Looking for research that targets secondary fluency development is a difficult task. Most people assume that fluency is achieved in the elementary classroom and thus does not need to be addressed at upper levels. Further, many people assume that either the students struggle with reading because of significant decoding gaps (rarely true) or that comprehension instruction will fill in any gaps students may have. Since abundant research does support the idea that many secondary students are dysfluent readers, looking at interventions to support their skill set is important.
Cecil D. Mercer, Kenneth U. Campbell, M. David Miller, Kenneth D. Mercer, and Holly B. Lane collaborated on an intervention and published Effects of a Reading Fluency Intervention for Middle Schoolers With Specific Learning Disabilities in Learning Disabilities Research & Practice, 2000, 15 (4).

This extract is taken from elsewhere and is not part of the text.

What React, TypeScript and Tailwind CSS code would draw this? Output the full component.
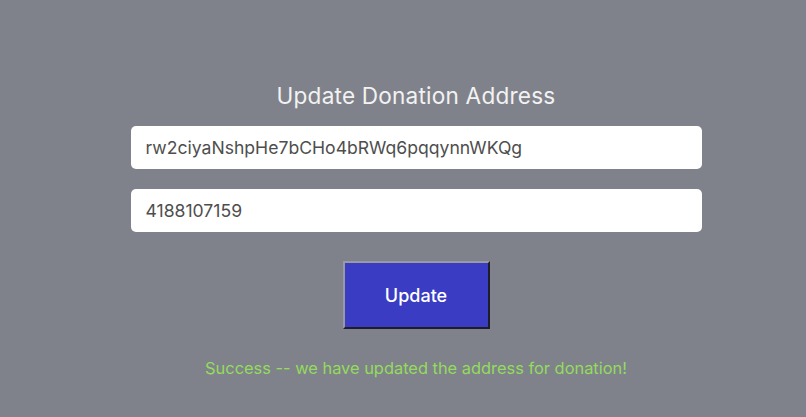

This research is used to support use of the Great Leaps Reading Program, the materials used in the study.
Students were identified for inclusion because they had a specific learning disability. With limited reading instruction at the middle school at which the students attended, an intervention was deemed appropriate. Students participated for between one and three years. Instruction was delivered daily in a one-to-one setting. The first year only the most impaired readers were targeted and later years included more mixed groups. Instruction was 5-6 minutes long and delivered by a special ed teacher the first year and by a paraprofessional the following years. Overall, "most of the students... made more total reading progress in 6 to 25 months of being in middle school than in 45 to 54 months of being in elementary school" (p. 187). One of the really nice things about this article is the inclusion of individual student data. It allows examination of the variance of the scores as well as understanding the average results.
Certainly the implication is that fluency and reading levels can be addressed meaningfully at the middle school level. Although there were a few students who made huge progress- 2-3 years of progress per year- there were some that did not- 3 in the single year study and 1 in the two year study made only .5 years growth overall. The authors correctly stress the need to evaluate data and try to determine the factors that contributed to their less stellar growth. Connecting the best individual intervention with the student is an art that we have not yet mastered.
This study does support the Great Leaps program as a one-to-one, daily instruction intervention. It also supports the concept that instruction can be provided by people other than teachers. If we are serious about reading growth, this kind of intense program is imperative for improving the reading skills of our least proficient readers. Classes full of students working on challenging close reading is unlikely to produce positive results for this group. They need something different.